Brief
Go through the entries one line at a time, and gather every line that has the word "screenshot".

[Records from a dataset]
···

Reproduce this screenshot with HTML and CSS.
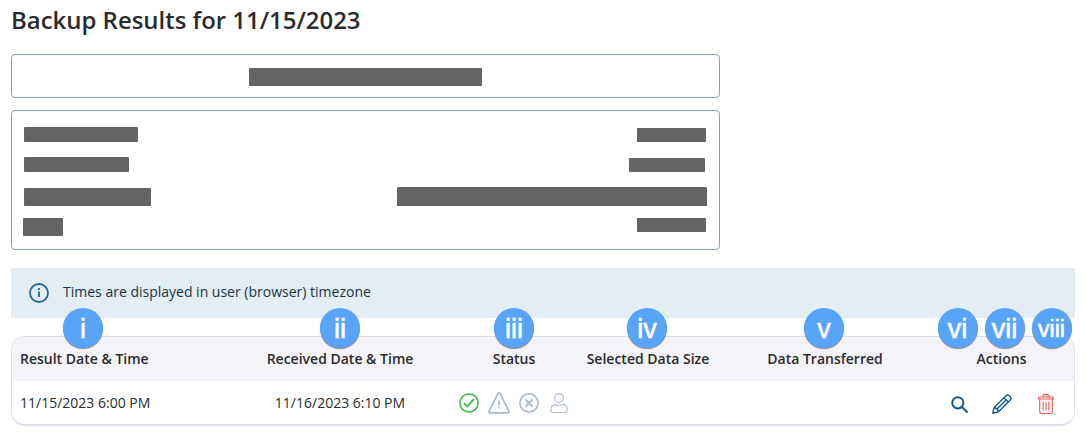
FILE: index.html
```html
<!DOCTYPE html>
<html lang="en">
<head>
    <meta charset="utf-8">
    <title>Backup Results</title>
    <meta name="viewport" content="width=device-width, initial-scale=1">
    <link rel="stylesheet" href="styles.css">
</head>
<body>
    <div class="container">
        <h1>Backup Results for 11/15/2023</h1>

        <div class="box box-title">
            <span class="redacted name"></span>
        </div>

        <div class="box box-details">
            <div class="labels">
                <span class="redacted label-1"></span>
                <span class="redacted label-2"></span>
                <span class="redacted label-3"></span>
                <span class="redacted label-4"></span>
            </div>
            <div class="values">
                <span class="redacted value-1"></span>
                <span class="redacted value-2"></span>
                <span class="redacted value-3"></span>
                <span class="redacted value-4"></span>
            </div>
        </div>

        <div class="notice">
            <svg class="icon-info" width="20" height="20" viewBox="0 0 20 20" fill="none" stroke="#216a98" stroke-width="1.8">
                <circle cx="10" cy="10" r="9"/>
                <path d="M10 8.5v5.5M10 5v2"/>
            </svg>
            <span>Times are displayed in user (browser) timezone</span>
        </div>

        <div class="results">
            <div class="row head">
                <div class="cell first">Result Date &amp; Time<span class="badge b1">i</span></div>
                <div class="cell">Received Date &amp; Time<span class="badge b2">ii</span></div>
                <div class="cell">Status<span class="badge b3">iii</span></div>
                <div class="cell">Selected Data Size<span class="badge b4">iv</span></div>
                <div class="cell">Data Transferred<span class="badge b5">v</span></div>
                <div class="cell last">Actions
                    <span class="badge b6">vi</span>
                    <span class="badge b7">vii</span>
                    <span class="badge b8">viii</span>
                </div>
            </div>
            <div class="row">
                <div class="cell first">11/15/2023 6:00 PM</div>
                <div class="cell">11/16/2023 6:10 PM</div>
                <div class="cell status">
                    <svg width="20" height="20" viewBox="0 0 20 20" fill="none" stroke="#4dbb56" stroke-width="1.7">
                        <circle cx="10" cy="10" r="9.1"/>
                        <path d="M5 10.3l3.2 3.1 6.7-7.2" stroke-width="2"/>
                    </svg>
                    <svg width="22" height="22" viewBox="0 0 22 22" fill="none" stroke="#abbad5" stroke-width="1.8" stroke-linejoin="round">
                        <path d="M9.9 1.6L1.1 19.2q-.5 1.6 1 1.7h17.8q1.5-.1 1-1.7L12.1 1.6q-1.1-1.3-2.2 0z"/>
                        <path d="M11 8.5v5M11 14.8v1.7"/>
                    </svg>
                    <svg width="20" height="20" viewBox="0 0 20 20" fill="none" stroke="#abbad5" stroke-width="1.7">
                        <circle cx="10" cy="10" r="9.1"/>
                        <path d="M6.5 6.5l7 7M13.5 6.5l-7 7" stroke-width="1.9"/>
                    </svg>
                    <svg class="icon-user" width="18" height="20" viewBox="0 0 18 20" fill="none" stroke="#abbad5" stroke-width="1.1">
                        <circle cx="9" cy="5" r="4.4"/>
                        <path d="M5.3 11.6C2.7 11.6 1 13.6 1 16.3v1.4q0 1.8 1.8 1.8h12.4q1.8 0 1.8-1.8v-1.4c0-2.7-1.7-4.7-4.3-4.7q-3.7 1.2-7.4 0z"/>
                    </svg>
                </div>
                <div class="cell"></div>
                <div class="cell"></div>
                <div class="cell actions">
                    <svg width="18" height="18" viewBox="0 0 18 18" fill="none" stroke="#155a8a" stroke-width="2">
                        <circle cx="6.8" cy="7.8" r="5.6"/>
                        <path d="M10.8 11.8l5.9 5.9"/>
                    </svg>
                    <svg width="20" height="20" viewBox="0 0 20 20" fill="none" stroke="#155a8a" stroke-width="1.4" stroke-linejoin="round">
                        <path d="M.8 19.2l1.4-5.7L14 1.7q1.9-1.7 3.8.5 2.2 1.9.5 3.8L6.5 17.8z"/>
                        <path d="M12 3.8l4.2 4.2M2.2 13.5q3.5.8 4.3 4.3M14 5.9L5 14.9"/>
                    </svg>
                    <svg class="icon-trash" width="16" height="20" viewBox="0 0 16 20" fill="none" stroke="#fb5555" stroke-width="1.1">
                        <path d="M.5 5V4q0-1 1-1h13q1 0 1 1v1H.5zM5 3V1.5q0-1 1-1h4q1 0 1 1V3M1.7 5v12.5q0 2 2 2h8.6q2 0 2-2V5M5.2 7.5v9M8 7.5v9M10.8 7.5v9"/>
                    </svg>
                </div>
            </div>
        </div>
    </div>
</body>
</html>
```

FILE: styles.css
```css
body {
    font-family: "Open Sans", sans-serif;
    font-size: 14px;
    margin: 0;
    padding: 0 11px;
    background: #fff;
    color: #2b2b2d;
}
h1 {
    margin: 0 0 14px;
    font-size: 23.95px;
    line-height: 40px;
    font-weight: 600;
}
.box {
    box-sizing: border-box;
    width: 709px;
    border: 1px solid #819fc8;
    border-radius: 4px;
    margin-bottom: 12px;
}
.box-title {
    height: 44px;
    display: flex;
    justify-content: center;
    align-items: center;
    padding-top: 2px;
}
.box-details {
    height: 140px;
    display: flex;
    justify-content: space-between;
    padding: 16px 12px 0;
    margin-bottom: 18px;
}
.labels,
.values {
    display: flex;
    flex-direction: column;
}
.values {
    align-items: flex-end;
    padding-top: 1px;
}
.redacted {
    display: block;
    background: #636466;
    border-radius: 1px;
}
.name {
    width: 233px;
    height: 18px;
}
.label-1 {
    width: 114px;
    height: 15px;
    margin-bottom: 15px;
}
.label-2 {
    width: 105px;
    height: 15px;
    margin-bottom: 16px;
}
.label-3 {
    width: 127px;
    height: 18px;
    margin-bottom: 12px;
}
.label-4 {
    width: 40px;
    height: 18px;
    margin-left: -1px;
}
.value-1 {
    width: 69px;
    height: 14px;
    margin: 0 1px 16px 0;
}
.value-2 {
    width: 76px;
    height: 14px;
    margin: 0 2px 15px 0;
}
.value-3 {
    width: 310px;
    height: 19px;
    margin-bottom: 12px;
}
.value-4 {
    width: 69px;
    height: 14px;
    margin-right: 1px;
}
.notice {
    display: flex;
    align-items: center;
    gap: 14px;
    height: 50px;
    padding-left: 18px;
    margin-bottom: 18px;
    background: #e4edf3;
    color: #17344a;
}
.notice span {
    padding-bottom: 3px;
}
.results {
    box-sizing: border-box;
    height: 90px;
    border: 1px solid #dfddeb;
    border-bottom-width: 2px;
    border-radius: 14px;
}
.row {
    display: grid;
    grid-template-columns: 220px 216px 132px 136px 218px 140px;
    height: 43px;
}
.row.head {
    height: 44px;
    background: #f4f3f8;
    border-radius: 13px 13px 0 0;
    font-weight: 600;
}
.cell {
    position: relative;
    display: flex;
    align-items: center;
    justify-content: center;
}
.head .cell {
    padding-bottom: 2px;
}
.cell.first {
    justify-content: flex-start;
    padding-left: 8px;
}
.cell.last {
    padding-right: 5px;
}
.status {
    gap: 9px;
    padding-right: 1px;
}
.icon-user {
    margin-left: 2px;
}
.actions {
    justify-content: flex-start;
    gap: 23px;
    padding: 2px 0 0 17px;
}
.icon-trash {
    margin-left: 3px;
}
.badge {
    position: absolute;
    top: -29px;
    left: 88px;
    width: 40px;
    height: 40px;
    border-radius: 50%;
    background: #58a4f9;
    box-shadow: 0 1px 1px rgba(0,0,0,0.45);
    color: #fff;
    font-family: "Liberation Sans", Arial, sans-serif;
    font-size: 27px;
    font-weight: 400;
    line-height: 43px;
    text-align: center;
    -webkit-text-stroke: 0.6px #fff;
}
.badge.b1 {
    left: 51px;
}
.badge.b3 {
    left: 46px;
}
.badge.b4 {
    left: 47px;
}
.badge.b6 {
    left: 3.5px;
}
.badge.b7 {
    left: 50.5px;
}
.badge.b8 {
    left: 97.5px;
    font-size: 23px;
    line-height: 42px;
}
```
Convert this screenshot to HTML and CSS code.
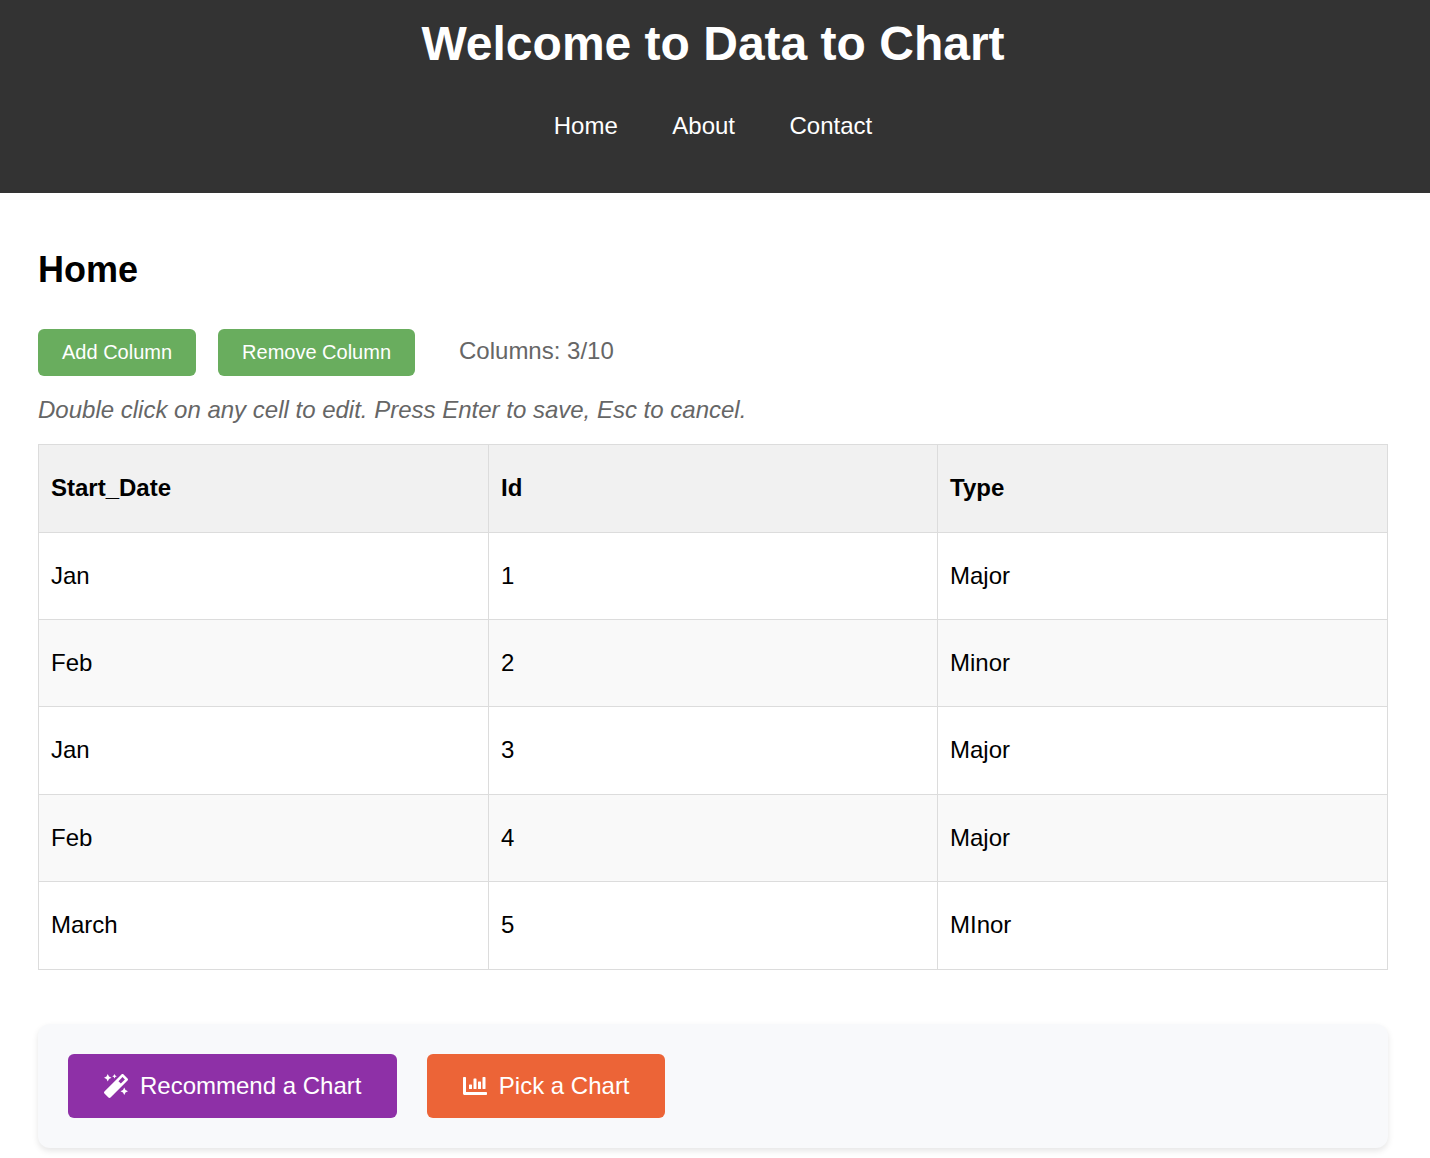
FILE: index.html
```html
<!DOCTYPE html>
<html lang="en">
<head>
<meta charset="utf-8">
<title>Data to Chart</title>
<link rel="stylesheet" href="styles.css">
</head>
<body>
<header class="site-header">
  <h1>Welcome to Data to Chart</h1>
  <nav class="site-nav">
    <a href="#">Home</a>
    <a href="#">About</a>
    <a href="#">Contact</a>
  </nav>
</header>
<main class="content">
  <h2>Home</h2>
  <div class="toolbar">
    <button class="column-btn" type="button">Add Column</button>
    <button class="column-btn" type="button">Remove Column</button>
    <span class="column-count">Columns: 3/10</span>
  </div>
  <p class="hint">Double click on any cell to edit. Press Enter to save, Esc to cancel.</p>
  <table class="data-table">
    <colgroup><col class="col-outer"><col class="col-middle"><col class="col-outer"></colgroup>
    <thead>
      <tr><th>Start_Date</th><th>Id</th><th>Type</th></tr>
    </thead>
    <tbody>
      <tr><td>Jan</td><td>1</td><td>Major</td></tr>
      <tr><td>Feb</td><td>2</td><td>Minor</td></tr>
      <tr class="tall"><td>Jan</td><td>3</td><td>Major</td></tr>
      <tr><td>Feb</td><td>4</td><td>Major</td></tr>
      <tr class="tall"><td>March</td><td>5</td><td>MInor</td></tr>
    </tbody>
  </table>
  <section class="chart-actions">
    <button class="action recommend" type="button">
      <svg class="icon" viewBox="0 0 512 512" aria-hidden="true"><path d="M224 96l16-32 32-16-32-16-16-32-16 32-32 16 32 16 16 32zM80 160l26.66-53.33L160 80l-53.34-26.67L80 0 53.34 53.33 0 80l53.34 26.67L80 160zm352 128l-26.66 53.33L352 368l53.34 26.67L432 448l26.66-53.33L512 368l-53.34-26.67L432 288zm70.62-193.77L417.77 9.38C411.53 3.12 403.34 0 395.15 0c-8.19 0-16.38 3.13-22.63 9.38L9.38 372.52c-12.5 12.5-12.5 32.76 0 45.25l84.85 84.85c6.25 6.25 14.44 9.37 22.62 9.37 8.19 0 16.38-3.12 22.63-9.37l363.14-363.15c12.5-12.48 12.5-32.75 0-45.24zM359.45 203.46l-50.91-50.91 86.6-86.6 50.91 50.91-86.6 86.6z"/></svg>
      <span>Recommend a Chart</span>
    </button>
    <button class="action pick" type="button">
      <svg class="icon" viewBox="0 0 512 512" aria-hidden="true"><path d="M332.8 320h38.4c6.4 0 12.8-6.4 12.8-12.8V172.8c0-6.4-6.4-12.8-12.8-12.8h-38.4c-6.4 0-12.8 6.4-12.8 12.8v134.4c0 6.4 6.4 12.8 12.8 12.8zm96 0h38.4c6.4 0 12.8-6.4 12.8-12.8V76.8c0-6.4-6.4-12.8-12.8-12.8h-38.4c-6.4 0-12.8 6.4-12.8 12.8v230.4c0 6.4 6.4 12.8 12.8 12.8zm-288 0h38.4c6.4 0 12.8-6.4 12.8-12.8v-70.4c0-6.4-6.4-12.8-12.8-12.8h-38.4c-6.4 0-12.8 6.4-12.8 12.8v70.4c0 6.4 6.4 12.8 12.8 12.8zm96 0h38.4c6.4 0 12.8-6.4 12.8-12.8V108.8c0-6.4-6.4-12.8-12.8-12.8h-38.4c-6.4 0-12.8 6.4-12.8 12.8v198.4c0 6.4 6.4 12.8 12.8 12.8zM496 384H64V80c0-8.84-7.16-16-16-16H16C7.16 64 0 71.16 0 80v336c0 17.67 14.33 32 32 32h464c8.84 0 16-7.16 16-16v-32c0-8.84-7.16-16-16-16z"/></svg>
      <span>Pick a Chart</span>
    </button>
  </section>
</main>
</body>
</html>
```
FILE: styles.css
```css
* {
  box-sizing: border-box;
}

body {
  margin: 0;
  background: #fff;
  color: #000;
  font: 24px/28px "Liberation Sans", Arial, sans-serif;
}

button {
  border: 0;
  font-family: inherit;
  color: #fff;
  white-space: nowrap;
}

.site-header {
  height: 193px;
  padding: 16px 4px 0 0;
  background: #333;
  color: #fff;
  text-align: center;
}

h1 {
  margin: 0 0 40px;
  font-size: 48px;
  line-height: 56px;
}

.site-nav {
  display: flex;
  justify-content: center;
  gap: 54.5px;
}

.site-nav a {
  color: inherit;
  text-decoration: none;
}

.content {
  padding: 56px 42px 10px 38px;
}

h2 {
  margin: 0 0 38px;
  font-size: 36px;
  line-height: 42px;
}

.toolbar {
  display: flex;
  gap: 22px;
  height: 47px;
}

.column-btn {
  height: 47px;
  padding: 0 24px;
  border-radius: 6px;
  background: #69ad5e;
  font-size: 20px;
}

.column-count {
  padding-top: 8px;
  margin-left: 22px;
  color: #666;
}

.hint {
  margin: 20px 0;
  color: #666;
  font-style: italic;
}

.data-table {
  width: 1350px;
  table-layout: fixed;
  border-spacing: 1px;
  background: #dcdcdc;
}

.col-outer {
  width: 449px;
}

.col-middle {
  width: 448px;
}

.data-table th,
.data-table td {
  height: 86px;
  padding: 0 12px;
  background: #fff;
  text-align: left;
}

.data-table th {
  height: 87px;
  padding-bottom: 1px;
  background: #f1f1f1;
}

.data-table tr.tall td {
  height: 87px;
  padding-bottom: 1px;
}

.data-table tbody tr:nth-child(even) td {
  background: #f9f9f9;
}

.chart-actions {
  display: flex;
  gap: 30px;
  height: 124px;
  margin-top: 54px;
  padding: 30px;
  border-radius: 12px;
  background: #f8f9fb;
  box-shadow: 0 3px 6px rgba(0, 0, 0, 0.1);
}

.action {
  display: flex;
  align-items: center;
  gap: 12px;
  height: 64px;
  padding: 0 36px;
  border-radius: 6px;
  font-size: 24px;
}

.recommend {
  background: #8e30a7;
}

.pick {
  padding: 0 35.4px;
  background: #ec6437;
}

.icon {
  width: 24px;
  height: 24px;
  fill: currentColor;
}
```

···

Solved problem
Reproduce this screenshot with HTML and CSS.
Convert this screenshot to HTML and CSS code.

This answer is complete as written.